Editorial: Government should repeal questionable ‘Don’t Ask, Don’t Tell’ rule


US Senators should repeal questionable ‘Don’t Ask, Don’t Tell’ rule

People who believe in and reciprocate one another’s belief in one another constitute a nation.

One acknowledges another as an American and hopes the other acknowledges her as an American. As a result, we unify and validate our group.

One of the strongest ways to acknowledge another as “part of my nation” is to defend that other person – to fight for them, and by extension, the nation.

To tell openly homosexual individuals they cannot fight for our country is, then, to deny their attempt at acknowledging others (and by extension, themselves) as part of the nation. It is to judge that individual’s acknowledgement of national unity as invalid and effectively ostracize him or her.

“Don’t Ask Don’t Tell” gives homosexuals two options: forfeit their right to acknowledge themselves as part of our “more perfect union” or deny their identity as homosexuals in order to serve the country.

Neither of these options is acceptable.

We strongly believe the “Don’t Ask, Don’t Tell” policy is detrimental to individuals, the country’s safety and national unity.

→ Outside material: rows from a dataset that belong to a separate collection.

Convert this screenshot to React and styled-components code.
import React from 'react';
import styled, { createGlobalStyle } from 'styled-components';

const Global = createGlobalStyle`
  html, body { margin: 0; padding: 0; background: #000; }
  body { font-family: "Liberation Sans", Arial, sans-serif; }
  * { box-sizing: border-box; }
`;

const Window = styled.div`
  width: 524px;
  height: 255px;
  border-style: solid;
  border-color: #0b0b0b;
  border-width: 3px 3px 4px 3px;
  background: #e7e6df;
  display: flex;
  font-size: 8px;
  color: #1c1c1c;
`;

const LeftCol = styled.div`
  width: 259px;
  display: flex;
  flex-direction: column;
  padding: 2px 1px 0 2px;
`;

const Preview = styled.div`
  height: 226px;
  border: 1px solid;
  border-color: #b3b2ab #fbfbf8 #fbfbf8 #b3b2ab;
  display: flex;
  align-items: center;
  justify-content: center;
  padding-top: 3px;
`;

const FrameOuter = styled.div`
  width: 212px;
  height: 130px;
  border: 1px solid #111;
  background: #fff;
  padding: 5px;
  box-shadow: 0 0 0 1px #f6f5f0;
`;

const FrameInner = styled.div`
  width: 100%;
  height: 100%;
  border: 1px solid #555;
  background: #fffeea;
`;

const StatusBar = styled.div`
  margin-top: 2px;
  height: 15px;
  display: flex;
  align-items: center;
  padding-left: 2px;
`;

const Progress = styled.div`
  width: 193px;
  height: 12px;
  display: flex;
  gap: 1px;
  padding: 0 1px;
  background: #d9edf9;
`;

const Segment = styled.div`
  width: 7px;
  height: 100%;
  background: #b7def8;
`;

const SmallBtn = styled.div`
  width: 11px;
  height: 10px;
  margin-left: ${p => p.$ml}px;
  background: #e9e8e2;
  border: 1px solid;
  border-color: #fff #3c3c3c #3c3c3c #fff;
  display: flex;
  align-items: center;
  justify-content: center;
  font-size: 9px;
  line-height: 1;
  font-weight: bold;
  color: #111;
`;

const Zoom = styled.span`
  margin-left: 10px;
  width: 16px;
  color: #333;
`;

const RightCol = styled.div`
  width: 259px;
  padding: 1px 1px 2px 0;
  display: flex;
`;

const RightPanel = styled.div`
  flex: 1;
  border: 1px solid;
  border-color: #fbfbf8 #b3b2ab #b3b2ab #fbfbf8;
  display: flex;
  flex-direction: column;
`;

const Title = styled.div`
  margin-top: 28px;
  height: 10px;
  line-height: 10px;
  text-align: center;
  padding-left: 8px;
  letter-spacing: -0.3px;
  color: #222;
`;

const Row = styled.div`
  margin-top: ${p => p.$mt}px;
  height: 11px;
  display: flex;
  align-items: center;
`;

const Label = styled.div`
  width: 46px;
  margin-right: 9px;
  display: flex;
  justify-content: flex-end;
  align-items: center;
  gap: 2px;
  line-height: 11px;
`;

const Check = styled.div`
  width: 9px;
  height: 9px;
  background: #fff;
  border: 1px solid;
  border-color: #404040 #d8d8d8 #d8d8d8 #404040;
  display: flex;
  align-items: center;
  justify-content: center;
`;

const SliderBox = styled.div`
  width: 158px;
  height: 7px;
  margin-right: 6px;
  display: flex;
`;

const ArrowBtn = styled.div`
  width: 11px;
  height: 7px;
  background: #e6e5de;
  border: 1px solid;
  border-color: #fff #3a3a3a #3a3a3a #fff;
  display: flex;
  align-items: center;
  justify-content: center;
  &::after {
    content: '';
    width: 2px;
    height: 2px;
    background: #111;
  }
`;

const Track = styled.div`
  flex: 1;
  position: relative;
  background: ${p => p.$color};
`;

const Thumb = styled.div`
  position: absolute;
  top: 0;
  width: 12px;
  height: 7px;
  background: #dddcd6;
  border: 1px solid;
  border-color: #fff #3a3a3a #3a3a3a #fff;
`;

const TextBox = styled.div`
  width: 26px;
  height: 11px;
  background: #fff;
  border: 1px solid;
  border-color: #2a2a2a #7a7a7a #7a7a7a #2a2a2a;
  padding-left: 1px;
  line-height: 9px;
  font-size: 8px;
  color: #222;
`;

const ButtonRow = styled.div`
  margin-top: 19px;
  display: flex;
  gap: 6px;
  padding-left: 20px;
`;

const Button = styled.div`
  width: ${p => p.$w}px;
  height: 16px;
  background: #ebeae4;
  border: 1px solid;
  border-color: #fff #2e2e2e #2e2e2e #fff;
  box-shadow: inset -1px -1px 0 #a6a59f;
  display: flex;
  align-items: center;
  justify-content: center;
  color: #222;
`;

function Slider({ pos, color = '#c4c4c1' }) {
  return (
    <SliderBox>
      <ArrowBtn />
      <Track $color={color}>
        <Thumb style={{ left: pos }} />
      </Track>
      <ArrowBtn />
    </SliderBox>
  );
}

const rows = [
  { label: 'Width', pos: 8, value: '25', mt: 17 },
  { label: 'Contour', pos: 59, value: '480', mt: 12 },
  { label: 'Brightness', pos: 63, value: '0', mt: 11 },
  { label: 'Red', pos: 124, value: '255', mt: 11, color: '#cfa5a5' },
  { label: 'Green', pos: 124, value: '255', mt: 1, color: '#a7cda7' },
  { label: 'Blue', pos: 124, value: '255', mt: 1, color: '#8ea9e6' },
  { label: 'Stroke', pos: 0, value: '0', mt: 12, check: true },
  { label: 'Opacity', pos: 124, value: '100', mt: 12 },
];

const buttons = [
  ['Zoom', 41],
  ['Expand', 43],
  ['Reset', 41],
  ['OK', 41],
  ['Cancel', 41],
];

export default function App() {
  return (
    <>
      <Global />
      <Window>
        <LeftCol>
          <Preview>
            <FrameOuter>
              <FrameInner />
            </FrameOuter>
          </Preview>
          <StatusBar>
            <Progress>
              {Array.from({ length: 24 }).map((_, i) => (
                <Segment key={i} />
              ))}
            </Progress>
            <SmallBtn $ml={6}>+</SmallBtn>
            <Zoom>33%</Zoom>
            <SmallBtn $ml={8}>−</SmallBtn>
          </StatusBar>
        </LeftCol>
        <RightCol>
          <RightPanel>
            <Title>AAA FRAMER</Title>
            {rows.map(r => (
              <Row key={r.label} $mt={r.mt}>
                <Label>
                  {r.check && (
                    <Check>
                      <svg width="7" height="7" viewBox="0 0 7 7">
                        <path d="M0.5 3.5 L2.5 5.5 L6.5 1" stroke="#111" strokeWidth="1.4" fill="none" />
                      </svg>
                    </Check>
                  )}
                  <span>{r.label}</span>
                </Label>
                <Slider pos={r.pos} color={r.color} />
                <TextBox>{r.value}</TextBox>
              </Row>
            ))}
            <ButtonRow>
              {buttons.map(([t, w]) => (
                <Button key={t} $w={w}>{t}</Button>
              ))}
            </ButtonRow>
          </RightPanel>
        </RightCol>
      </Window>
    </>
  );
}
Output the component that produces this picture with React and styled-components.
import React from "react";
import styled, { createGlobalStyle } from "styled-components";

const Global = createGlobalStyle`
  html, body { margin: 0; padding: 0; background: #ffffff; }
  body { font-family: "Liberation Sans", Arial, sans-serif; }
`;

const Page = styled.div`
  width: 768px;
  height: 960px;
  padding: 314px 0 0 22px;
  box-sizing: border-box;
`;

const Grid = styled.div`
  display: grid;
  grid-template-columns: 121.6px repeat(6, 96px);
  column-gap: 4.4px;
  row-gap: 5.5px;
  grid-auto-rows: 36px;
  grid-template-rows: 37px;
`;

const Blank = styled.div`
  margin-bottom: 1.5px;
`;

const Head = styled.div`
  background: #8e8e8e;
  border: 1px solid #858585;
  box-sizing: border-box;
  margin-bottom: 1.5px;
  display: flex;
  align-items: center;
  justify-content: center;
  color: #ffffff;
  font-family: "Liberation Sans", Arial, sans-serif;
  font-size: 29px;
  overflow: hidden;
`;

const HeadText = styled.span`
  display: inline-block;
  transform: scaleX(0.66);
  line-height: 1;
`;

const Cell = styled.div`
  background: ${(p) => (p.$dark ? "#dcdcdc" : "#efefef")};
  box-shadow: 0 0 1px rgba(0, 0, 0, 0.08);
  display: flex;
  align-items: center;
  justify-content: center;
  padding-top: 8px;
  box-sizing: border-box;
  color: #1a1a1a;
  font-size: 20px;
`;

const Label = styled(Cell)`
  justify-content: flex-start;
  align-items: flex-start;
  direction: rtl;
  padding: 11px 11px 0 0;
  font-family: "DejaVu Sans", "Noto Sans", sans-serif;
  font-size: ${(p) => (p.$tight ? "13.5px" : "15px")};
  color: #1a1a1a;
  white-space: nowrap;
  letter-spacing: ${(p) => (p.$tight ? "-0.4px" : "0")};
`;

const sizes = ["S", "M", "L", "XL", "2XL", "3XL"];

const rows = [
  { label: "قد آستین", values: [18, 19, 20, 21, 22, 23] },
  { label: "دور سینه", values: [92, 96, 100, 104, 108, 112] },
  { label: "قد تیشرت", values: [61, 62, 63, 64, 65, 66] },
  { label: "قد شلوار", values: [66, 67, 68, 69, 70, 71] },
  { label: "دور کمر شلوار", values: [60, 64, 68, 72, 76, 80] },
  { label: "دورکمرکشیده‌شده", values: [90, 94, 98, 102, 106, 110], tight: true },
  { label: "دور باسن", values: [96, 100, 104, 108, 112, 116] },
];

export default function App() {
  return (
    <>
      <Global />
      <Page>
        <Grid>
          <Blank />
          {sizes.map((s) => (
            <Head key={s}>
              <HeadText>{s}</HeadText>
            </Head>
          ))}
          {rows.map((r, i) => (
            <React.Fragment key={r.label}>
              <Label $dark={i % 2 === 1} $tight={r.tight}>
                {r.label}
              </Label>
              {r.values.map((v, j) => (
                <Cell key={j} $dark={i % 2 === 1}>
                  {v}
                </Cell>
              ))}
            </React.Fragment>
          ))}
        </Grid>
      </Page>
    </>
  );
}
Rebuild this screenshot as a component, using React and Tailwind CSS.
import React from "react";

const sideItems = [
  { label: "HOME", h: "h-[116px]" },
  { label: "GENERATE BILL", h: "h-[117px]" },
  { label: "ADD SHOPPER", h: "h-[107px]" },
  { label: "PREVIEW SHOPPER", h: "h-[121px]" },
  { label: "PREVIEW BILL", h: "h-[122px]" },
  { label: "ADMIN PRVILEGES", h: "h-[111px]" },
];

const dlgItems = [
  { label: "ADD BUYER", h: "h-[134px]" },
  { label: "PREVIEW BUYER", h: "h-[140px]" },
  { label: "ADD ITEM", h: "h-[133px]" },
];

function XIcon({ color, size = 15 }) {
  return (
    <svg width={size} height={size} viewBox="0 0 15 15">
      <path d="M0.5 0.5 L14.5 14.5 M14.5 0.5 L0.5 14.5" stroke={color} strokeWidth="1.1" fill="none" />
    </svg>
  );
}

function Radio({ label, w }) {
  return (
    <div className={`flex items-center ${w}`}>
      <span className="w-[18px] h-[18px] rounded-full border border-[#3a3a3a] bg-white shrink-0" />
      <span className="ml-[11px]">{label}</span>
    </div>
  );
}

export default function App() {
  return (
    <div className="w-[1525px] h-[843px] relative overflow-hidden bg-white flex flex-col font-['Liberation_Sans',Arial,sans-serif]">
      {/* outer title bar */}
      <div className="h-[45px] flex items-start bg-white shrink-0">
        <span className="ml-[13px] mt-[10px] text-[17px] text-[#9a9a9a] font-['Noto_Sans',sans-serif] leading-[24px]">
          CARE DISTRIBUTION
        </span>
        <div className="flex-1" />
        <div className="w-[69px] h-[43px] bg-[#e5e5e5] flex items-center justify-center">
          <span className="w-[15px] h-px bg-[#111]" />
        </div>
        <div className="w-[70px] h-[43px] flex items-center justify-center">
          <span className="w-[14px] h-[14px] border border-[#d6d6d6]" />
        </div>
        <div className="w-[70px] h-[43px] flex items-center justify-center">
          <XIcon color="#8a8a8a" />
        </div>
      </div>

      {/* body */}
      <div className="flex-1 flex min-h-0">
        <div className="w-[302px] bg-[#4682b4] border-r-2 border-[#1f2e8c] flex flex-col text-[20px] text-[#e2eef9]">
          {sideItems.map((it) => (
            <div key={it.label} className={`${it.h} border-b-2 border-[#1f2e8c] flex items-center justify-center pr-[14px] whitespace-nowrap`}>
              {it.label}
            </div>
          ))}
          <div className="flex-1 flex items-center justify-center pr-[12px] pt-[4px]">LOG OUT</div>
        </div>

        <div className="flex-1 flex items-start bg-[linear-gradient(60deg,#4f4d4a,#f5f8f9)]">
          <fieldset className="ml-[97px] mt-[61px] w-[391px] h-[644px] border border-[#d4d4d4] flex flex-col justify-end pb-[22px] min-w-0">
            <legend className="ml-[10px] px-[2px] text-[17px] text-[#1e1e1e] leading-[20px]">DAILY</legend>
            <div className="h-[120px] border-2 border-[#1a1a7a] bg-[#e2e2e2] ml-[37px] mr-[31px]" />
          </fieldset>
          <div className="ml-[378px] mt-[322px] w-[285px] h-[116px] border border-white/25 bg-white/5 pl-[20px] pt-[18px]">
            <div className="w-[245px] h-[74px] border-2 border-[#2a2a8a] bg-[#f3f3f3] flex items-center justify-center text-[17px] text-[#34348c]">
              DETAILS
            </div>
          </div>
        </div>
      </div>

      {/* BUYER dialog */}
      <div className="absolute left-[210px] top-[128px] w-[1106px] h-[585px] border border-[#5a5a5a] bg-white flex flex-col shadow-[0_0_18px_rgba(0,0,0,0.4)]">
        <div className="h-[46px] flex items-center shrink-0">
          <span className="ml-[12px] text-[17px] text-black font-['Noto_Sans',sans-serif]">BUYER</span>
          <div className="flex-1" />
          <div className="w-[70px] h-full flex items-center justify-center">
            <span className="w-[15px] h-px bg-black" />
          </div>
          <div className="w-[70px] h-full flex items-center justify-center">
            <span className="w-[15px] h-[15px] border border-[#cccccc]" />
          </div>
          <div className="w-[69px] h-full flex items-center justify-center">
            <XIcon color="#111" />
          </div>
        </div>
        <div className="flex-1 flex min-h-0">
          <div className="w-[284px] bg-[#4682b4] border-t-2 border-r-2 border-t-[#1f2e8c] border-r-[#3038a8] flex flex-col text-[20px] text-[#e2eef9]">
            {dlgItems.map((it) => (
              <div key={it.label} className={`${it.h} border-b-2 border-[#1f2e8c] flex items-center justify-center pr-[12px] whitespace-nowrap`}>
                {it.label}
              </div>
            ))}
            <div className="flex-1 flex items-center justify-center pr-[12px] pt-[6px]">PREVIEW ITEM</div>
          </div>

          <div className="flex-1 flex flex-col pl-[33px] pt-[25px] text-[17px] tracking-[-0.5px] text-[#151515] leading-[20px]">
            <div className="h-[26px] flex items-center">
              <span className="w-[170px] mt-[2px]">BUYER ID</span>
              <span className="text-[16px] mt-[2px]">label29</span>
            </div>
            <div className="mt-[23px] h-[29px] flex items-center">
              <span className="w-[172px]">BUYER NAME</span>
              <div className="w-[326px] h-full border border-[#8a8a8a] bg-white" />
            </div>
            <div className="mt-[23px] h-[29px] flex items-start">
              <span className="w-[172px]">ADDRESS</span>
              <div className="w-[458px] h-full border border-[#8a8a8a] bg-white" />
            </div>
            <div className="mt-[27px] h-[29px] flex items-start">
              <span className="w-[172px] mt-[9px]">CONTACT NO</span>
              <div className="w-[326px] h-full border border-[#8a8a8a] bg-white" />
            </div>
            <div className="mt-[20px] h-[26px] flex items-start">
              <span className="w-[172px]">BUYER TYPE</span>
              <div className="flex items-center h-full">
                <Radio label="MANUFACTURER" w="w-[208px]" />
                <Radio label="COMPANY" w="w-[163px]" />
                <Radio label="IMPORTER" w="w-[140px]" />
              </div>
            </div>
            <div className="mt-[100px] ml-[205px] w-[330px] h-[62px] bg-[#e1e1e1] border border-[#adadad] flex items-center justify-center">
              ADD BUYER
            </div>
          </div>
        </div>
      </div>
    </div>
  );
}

The U.S. military is struggling to make enlistment quotas as it is, yet they deny healthy, driven and competent individuals based on a sexual preference that is out of anyone’s control.

More than 12,000 individuals have been discharged under DADT, and about 5,000 homosexuals annually decide not to re-enlist after their terms of service has expired because of DADT.

Moreover, it is profoundly ironic that the military – a subtextually homoerotic institution – would discriminate against homosexuals. To be sure, we are not saying that is gay as such; nor are we accusing anyone in the military of being homosexual.

Consider the qualities that the U.S. military espouses: strength, courage, tenacity and discipline – all “masculine” qualities in our society. To put it colloquially, you have to have balls.

The army romanticizes the image of the manly man and tell soldiers to aspire, to lust, for that ideal. Soldiers eat, drink and sleep with a fully automatic phallus slung over their shoulder and high-ranking personnel are awarded with a sabre.

The army also prescribes the aforementioned “masculine ideals” to enlisted women. Female infantry wear masculine clothes and are essentially told to “grow a pair.”

We are by no means saying women cannot or should not posses said “masculine” qualities. We simply want to point out the hypocrisy that the military denies transgender individuals while surreptitiously engaging in gender-bending practices which serve its own ends.

Furthermore, the armed services’ term for romantic relationship between two soldiers – fraternization – is also implicitly homoerotic. To engage in any sexual act with another soldier is to engage in that act with one’s brother – “frater” being Latin for brother.

Washington: Repeal “Don’t Ask, Don’t Tell” and accept the fact openly gay individuals can and do love this country as much as any heterosexual. If empathy ain’t your bag, then at least realize the larger pool of qualified people from which our military can draw, the better off we will be.